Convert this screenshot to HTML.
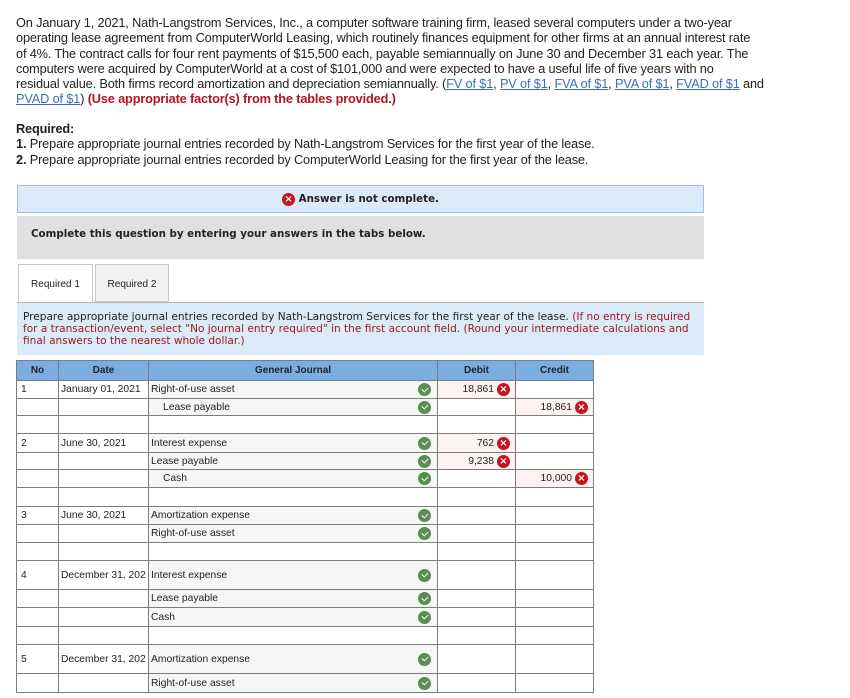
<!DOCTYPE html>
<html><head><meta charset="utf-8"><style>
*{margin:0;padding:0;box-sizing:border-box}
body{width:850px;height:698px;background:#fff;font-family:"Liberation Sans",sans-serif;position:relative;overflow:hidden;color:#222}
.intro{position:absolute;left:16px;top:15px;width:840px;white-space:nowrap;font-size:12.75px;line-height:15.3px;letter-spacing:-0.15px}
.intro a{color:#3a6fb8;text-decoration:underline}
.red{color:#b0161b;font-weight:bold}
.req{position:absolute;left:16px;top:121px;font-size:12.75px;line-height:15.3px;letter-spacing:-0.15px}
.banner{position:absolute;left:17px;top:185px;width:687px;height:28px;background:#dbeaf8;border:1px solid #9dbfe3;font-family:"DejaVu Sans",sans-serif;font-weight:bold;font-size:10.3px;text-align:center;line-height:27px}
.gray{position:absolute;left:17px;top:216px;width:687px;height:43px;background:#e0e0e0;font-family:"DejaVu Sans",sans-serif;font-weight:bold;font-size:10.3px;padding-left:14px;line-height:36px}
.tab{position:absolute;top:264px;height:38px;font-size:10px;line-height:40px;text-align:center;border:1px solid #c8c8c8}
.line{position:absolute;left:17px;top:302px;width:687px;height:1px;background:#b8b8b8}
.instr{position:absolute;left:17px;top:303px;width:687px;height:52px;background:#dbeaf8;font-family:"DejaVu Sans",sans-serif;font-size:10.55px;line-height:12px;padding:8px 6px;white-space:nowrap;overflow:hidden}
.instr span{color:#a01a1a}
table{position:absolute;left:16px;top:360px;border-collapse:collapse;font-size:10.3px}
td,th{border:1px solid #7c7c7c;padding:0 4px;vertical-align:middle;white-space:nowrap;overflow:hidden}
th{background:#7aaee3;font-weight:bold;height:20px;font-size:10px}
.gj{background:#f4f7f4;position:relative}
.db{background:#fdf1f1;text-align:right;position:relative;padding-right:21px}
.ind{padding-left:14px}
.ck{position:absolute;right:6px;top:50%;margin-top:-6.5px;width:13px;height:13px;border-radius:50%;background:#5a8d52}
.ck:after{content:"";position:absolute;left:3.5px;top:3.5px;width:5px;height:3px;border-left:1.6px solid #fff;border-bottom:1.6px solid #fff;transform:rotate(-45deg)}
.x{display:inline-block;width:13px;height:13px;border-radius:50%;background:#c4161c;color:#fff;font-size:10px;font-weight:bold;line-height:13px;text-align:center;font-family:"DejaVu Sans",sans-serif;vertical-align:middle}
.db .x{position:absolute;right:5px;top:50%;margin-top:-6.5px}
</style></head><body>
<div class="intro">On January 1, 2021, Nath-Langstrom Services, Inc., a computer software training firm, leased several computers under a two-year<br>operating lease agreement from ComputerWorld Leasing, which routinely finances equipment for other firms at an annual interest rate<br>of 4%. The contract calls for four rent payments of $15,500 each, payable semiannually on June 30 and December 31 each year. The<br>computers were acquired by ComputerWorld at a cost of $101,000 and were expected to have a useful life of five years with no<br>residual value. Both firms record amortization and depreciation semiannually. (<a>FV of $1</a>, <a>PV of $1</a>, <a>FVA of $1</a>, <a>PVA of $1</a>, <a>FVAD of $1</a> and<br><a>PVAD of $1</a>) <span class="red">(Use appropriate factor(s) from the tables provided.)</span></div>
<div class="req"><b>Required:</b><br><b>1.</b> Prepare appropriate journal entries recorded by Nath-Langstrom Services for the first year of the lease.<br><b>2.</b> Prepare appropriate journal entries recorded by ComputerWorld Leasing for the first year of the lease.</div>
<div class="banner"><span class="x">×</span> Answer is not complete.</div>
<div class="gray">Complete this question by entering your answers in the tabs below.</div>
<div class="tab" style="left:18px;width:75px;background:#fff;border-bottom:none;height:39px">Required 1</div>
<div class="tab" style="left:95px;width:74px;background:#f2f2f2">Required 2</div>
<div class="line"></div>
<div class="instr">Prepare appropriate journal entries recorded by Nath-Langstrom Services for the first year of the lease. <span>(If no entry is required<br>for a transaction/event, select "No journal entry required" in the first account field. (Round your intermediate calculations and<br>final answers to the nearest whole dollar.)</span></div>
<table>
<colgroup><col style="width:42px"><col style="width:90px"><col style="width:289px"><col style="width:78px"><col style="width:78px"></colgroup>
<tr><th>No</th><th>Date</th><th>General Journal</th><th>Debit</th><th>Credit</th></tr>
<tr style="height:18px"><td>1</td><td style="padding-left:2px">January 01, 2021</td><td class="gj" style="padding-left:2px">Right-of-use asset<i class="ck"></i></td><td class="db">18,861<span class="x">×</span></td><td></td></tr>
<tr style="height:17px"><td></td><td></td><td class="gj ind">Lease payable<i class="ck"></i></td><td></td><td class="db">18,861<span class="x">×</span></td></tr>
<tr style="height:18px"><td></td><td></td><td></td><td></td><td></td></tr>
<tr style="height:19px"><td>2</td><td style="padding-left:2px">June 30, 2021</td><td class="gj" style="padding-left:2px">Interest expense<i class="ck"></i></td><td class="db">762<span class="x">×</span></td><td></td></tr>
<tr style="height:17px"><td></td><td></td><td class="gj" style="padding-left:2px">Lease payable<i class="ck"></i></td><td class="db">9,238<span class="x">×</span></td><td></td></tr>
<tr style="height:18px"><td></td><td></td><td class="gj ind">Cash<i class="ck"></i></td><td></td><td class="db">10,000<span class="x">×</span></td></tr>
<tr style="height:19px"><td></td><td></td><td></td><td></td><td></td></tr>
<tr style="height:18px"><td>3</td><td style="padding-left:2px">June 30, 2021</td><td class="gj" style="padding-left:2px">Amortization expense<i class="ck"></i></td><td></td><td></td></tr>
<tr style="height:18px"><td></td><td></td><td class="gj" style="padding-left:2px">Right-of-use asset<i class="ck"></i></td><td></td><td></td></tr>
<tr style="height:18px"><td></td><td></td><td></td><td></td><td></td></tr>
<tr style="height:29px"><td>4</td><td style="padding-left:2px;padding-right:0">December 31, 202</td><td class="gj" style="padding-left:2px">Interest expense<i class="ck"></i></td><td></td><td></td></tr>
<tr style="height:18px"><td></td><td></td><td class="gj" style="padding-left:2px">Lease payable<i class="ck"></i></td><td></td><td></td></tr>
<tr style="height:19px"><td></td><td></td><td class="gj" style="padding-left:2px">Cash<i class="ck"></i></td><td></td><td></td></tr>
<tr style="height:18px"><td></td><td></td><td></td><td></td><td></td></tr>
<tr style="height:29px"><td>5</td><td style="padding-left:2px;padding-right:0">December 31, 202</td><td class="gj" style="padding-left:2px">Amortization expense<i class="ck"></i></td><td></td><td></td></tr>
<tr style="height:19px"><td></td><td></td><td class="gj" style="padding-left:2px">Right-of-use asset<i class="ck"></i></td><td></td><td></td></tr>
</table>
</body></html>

§ PROBLEM STATEMENT:
Each line of the data should be quoted exactly, with pictures left out.

§ EXERCISE SOLUTION:
Convert this screenshot to HTML.
<!DOCTYPE html>
<html><head><meta charset="utf-8"><style>
*{margin:0;padding:0;box-sizing:border-box}
body{width:850px;height:698px;background:#fff;font-family:"Liberation Sans",sans-serif;position:relative;overflow:hidden;color:#222}
.intro{position:absolute;left:16px;top:15px;width:840px;white-space:nowrap;font-size:12.75px;line-height:15.3px;letter-spacing:-0.15px}
.intro a{color:#3a6fb8;text-decoration:underline}
.red{color:#b0161b;font-weight:bold}
.req{position:absolute;left:16px;top:121px;font-size:12.75px;line-height:15.3px;letter-spacing:-0.15px}
.banner{position:absolute;left:17px;top:185px;width:687px;height:28px;background:#dbeaf8;border:1px solid #9dbfe3;font-family:"DejaVu Sans",sans-serif;font-weight:bold;font-size:10.3px;text-align:center;line-height:27px}
.gray{position:absolute;left:17px;top:216px;width:687px;height:43px;background:#e0e0e0;font-family:"DejaVu Sans",sans-serif;font-weight:bold;font-size:10.3px;padding-left:14px;line-height:36px}
.tab{position:absolute;top:264px;height:38px;font-size:10px;line-height:40px;text-align:center;border:1px solid #c8c8c8}
.line{position:absolute;left:17px;top:302px;width:687px;height:1px;background:#b8b8b8}
.instr{position:absolute;left:17px;top:303px;width:687px;height:52px;background:#dbeaf8;font-family:"DejaVu Sans",sans-serif;font-size:10.55px;line-height:12px;padding:8px 6px;white-space:nowrap;overflow:hidden}
.instr span{color:#a01a1a}
table{position:absolute;left:16px;top:360px;border-collapse:collapse;font-size:10.3px}
td,th{border:1px solid #7c7c7c;padding:0 4px;vertical-align:middle;white-space:nowrap;overflow:hidden}
th{background:#7aaee3;font-weight:bold;height:20px;font-size:10px}
.gj{background:#f4f7f4;position:relative}
.db{background:#fdf1f1;text-align:right;position:relative;padding-right:21px}
.ind{padding-left:14px}
.ck{position:absolute;right:6px;top:50%;margin-top:-6.5px;width:13px;height:13px;border-radius:50%;background:#5a8d52}
.ck:after{content:"";position:absolute;left:3.5px;top:3.5px;width:5px;height:3px;border-left:1.6px solid #fff;border-bottom:1.6px solid #fff;transform:rotate(-45deg)}
.x{display:inline-block;width:13px;height:13px;border-radius:50%;background:#c4161c;color:#fff;font-size:10px;font-weight:bold;line-height:13px;text-align:center;font-family:"DejaVu Sans",sans-serif;vertical-align:middle}
.db .x{position:absolute;right:5px;top:50%;margin-top:-6.5px}
</style></head><body>
<div class="intro">On January 1, 2021, Nath-Langstrom Services, Inc., a computer software training firm, leased several computers under a two-year<br>operating lease agreement from ComputerWorld Leasing, which routinely finances equipment for other firms at an annual interest rate<br>of 4%. The contract calls for four rent payments of $15,500 each, payable semiannually on June 30 and December 31 each year. The<br>computers were acquired by ComputerWorld at a cost of $101,000 and were expected to have a useful life of five years with no<br>residual value. Both firms record amortization and depreciation semiannually. (<a>FV of $1</a>, <a>PV of $1</a>, <a>FVA of $1</a>, <a>PVA of $1</a>, <a>FVAD of $1</a> and<br><a>PVAD of $1</a>) <span class="red">(Use appropriate factor(s) from the tables provided.)</span></div>
<div class="req"><b>Required:</b><br><b>1.</b> Prepare appropriate journal entries recorded by Nath-Langstrom Services for the first year of the lease.<br><b>2.</b> Prepare appropriate journal entries recorded by ComputerWorld Leasing for the first year of the lease.</div>
<div class="banner"><span class="x">×</span> Answer is not complete.</div>
<div class="gray">Complete this question by entering your answers in the tabs below.</div>
<div class="tab" style="left:18px;width:75px;background:#fff;border-bottom:none;height:39px">Required 1</div>
<div class="tab" style="left:95px;width:74px;background:#f2f2f2">Required 2</div>
<div class="line"></div>
<div class="instr">Prepare appropriate journal entries recorded by Nath-Langstrom Services for the first year of the lease. <span>(If no entry is required<br>for a transaction/event, select "No journal entry required" in the first account field. (Round your intermediate calculations and<br>final answers to the nearest whole dollar.)</span></div>
<table>
<colgroup><col style="width:42px"><col style="width:90px"><col style="width:289px"><col style="width:78px"><col style="width:78px"></colgroup>
<tr><th>No</th><th>Date</th><th>General Journal</th><th>Debit</th><th>Credit</th></tr>
<tr style="height:18px"><td>1</td><td style="padding-left:2px">January 01, 2021</td><td class="gj" style="padding-left:2px">Right-of-use asset<i class="ck"></i></td><td class="db">18,861<span class="x">×</span></td><td></td></tr>
<tr style="height:17px"><td></td><td></td><td class="gj ind">Lease payable<i class="ck"></i></td><td></td><td class="db">18,861<span class="x">×</span></td></tr>
<tr style="height:18px"><td></td><td></td><td></td><td></td><td></td></tr>
<tr style="height:19px"><td>2</td><td style="padding-left:2px">June 30, 2021</td><td class="gj" style="padding-left:2px">Interest expense<i class="ck"></i></td><td class="db">762<span class="x">×</span></td><td></td></tr>
<tr style="height:17px"><td></td><td></td><td class="gj" style="padding-left:2px">Lease payable<i class="ck"></i></td><td class="db">9,238<span class="x">×</span></td><td></td></tr>
<tr style="height:18px"><td></td><td></td><td class="gj ind">Cash<i class="ck"></i></td><td></td><td class="db">10,000<span class="x">×</span></td></tr>
<tr style="height:19px"><td></td><td></td><td></td><td></td><td></td></tr>
<tr style="height:18px"><td>3</td><td style="padding-left:2px">June 30, 2021</td><td class="gj" style="padding-left:2px">Amortization expense<i class="ck"></i></td><td></td><td></td></tr>
<tr style="height:18px"><td></td><td></td><td class="gj" style="padding-left:2px">Right-of-use asset<i class="ck"></i></td><td></td><td></td></tr>
<tr style="height:18px"><td></td><td></td><td></td><td></td><td></td></tr>
<tr style="height:29px"><td>4</td><td style="padding-left:2px;padding-right:0">December 31, 202</td><td class="gj" style="padding-left:2px">Interest expense<i class="ck"></i></td><td></td><td></td></tr>
<tr style="height:18px"><td></td><td></td><td class="gj" style="padding-left:2px">Lease payable<i class="ck"></i></td><td></td><td></td></tr>
<tr style="height:19px"><td></td><td></td><td class="gj" style="padding-left:2px">Cash<i class="ck"></i></td><td></td><td></td></tr>
<tr style="height:18px"><td></td><td></td><td></td><td></td><td></td></tr>
<tr style="height:29px"><td>5</td><td style="padding-left:2px;padding-right:0">December 31, 202</td><td class="gj" style="padding-left:2px">Amortization expense<i class="ck"></i></td><td></td><td></td></tr>
<tr style="height:19px"><td></td><td></td><td class="gj" style="padding-left:2px">Right-of-use asset<i class="ck"></i></td><td></td><td></td></tr>
</table>
</body></html>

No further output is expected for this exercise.